§ **SHORT EXERCISE**
Return all of the data exactly as written, without the pictures.

[Front-end source files]
------

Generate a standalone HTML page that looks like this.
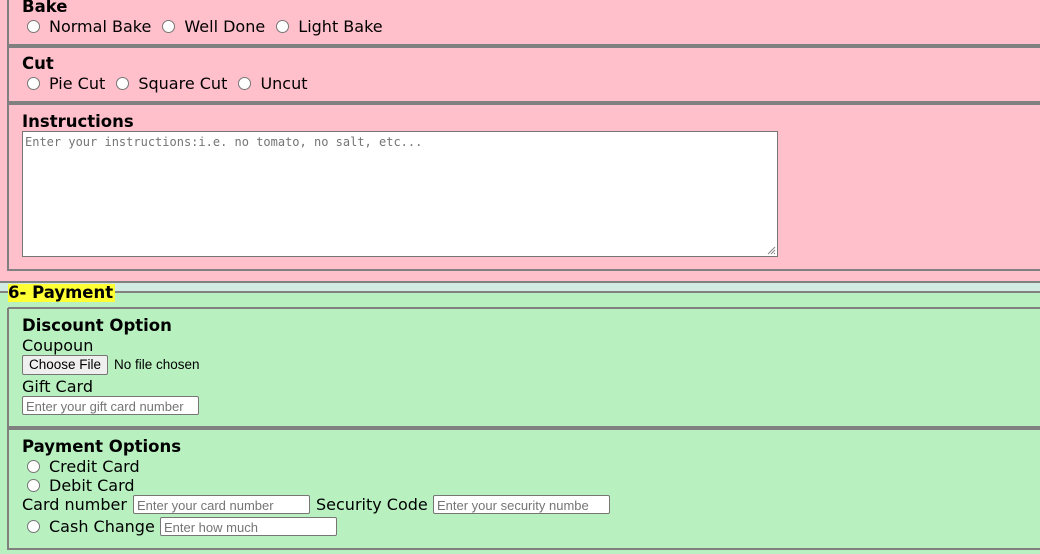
<!DOCTYPE html>
<html><head><style>
body{margin:0;width:1040px;height:554px;overflow:hidden;background:#b8f0c0;font-family:"DejaVu Sans","Liberation Sans",sans-serif;font-size:16px;color:#000;position:relative}
.a{position:absolute;white-space:nowrap}
.h{position:absolute;left:0;right:0;height:0;border-top:2px solid #808080}
.v{position:absolute;width:0;border-left:2px solid #808080}
.b{font-weight:bold;font-size:16.5px}
.r{display:inline-block;width:11px;height:11px;border:1px solid #767676;border-radius:50%;background:#fff;vertical-align:-1px;margin:0 9px 0 6px}
.in{position:absolute;height:19px;border:1px solid #767676;border-radius:2px;background:#fff;font-family:"Liberation Sans",sans-serif;font-size:13px;color:#757575;line-height:19px;padding-left:3px;box-sizing:border-box;overflow:hidden}
</style></head><body>
<div class="a" style="left:0;top:0;width:1040px;height:282px;background:#ffc0cb"></div>
<div class="a" style="left:0;top:283px;width:1040px;height:9px;background:#d2ebe2"></div>
<div class="v" style="left:7px;top:0;height:271px"></div>
<div class="h" style="left:8px;top:44px"></div>
<div class="h" style="left:8px;top:46px"></div>
<div class="h" style="left:8px;top:101px"></div>
<div class="h" style="left:8px;top:103px"></div>
<div class="h" style="left:8px;top:269px"></div>
<div class="h" style="top:281px"></div>
<div class="h" style="top:291px"></div>

<div class="a b" style="left:22px;top:-3px">Bake</div>
<div class="a" style="left:21px;top:17px"><span class="r"></span>Normal Bake <span class="r"></span>Well Done <span class="r"></span>Light Bake</div>
<div class="a b" style="left:22px;top:54px">Cut</div>
<div class="a" style="left:21px;top:74px"><span class="r"></span>Pie Cut <span class="r"></span>Square Cut <span class="r"></span>Uncut</div>
<div class="a b" style="left:22px;top:112px">Instructions</div>
<div class="a" style="left:22px;top:131px;width:756px;height:126px;box-sizing:border-box;border:1px solid #767676;background:#fff;font-family:'DejaVu Sans Mono','Liberation Mono',monospace;font-size:12px;color:#757575;padding:3px 2px">Enter your instructions:i.e. no tomato, no salt, etc...
<svg style="position:absolute;right:1px;bottom:1px" width="9" height="9"><path d="M1 8L8 1M4 8L8 4M7 8L8 7" stroke="#888" stroke-width="1"/></svg></div>

<div class="a b" style="left:8px;top:284px;background:#ffff33;padding:0 2px 0 0;line-height:18px">6- Payment</div>
<div class="v" style="left:7px;top:308px;height:242px"></div>
<div class="h" style="left:8px;top:307px"></div>
<div class="h" style="left:8px;top:426px"></div>
<div class="h" style="left:8px;top:428px"></div>
<div class="h" style="left:8px;top:548px"></div>

<div class="a b" style="left:22px;top:316px">Discount Option</div>
<div class="a" style="left:22px;top:336px">Coupoun</div>
<div class="a" style="left:22px;top:355px;width:86px;height:20px;box-sizing:border-box;border:1px solid #767676;border-radius:2px;background:#efefef;font-family:'Liberation Sans',sans-serif;font-size:13.5px;text-align:center;line-height:18px">Choose File</div>
<div class="a" style="left:114px;top:357px;font-family:'Liberation Sans',sans-serif;font-size:13.5px">No file chosen</div>
<div class="a" style="left:22px;top:377px">Gift Card</div>
<div class="in" style="left:22px;top:396px;width:177px">Enter your gift card number</div>

<div class="a b" style="left:22px;top:437px">Payment Options</div>
<div class="a" style="left:21px;top:457px"><span class="r"></span>Credit Card</div>
<div class="a" style="left:21px;top:476px"><span class="r"></span>Debit Card</div>
<div class="a" style="left:22px;top:495px">Card number</div>
<div class="in" style="left:133px;top:495px;width:177px">Enter your card number</div>
<div class="a" style="left:316px;top:495px">Security Code</div>
<div class="in" style="left:433px;top:495px;width:177px">Enter your security numbe</div>
<div class="a" style="left:21px;top:517px"><span class="r"></span>Cash Change</div>
<div class="in" style="left:160px;top:517px;width:177px">Enter how much</div>
</body></html>
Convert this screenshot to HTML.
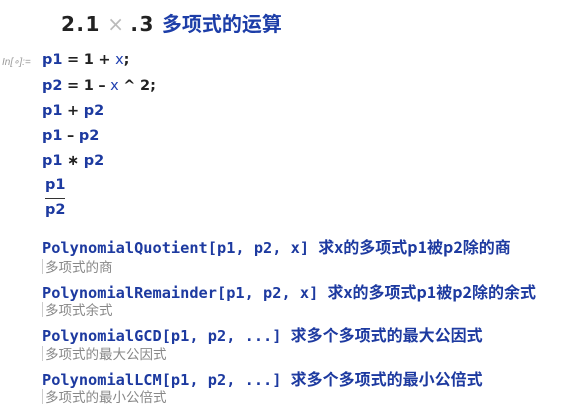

------

§ **RESPONSE TO THE EXERCISE**
Generate a standalone HTML page that looks like this.
<!DOCTYPE html>
<html><head><style>
body{margin:0;width:1040px;height:554px;overflow:hidden;background:#b8f0c0;font-family:"DejaVu Sans","Liberation Sans",sans-serif;font-size:16px;color:#000;position:relative}
.a{position:absolute;white-space:nowrap}
.h{position:absolute;left:0;right:0;height:0;border-top:2px solid #808080}
.v{position:absolute;width:0;border-left:2px solid #808080}
.b{font-weight:bold;font-size:16.5px}
.r{display:inline-block;width:11px;height:11px;border:1px solid #767676;border-radius:50%;background:#fff;vertical-align:-1px;margin:0 9px 0 6px}
.in{position:absolute;height:19px;border:1px solid #767676;border-radius:2px;background:#fff;font-family:"Liberation Sans",sans-serif;font-size:13px;color:#757575;line-height:19px;padding-left:3px;box-sizing:border-box;overflow:hidden}
</style></head><body>
<div class="a" style="left:0;top:0;width:1040px;height:282px;background:#ffc0cb"></div>
<div class="a" style="left:0;top:283px;width:1040px;height:9px;background:#d2ebe2"></div>
<div class="v" style="left:7px;top:0;height:271px"></div>
<div class="h" style="left:8px;top:44px"></div>
<div class="h" style="left:8px;top:46px"></div>
<div class="h" style="left:8px;top:101px"></div>
<div class="h" style="left:8px;top:103px"></div>
<div class="h" style="left:8px;top:269px"></div>
<div class="h" style="top:281px"></div>
<div class="h" style="top:291px"></div>

<div class="a b" style="left:22px;top:-3px">Bake</div>
<div class="a" style="left:21px;top:17px"><span class="r"></span>Normal Bake <span class="r"></span>Well Done <span class="r"></span>Light Bake</div>
<div class="a b" style="left:22px;top:54px">Cut</div>
<div class="a" style="left:21px;top:74px"><span class="r"></span>Pie Cut <span class="r"></span>Square Cut <span class="r"></span>Uncut</div>
<div class="a b" style="left:22px;top:112px">Instructions</div>
<div class="a" style="left:22px;top:131px;width:756px;height:126px;box-sizing:border-box;border:1px solid #767676;background:#fff;font-family:'DejaVu Sans Mono','Liberation Mono',monospace;font-size:12px;color:#757575;padding:3px 2px">Enter your instructions:i.e. no tomato, no salt, etc...
<svg style="position:absolute;right:1px;bottom:1px" width="9" height="9"><path d="M1 8L8 1M4 8L8 4M7 8L8 7" stroke="#888" stroke-width="1"/></svg></div>

<div class="a b" style="left:8px;top:284px;background:#ffff33;padding:0 2px 0 0;line-height:18px">6- Payment</div>
<div class="v" style="left:7px;top:308px;height:242px"></div>
<div class="h" style="left:8px;top:307px"></div>
<div class="h" style="left:8px;top:426px"></div>
<div class="h" style="left:8px;top:428px"></div>
<div class="h" style="left:8px;top:548px"></div>

<div class="a b" style="left:22px;top:316px">Discount Option</div>
<div class="a" style="left:22px;top:336px">Coupoun</div>
<div class="a" style="left:22px;top:355px;width:86px;height:20px;box-sizing:border-box;border:1px solid #767676;border-radius:2px;background:#efefef;font-family:'Liberation Sans',sans-serif;font-size:13.5px;text-align:center;line-height:18px">Choose File</div>
<div class="a" style="left:114px;top:357px;font-family:'Liberation Sans',sans-serif;font-size:13.5px">No file chosen</div>
<div class="a" style="left:22px;top:377px">Gift Card</div>
<div class="in" style="left:22px;top:396px;width:177px">Enter your gift card number</div>

<div class="a b" style="left:22px;top:437px">Payment Options</div>
<div class="a" style="left:21px;top:457px"><span class="r"></span>Credit Card</div>
<div class="a" style="left:21px;top:476px"><span class="r"></span>Debit Card</div>
<div class="a" style="left:22px;top:495px">Card number</div>
<div class="in" style="left:133px;top:495px;width:177px">Enter your card number</div>
<div class="a" style="left:316px;top:495px">Security Code</div>
<div class="in" style="left:433px;top:495px;width:177px">Enter your security numbe</div>
<div class="a" style="left:21px;top:517px"><span class="r"></span>Cash Change</div>
<div class="in" style="left:160px;top:517px;width:177px">Enter how much</div>
</body></html>
Convert this screenshot to HTML.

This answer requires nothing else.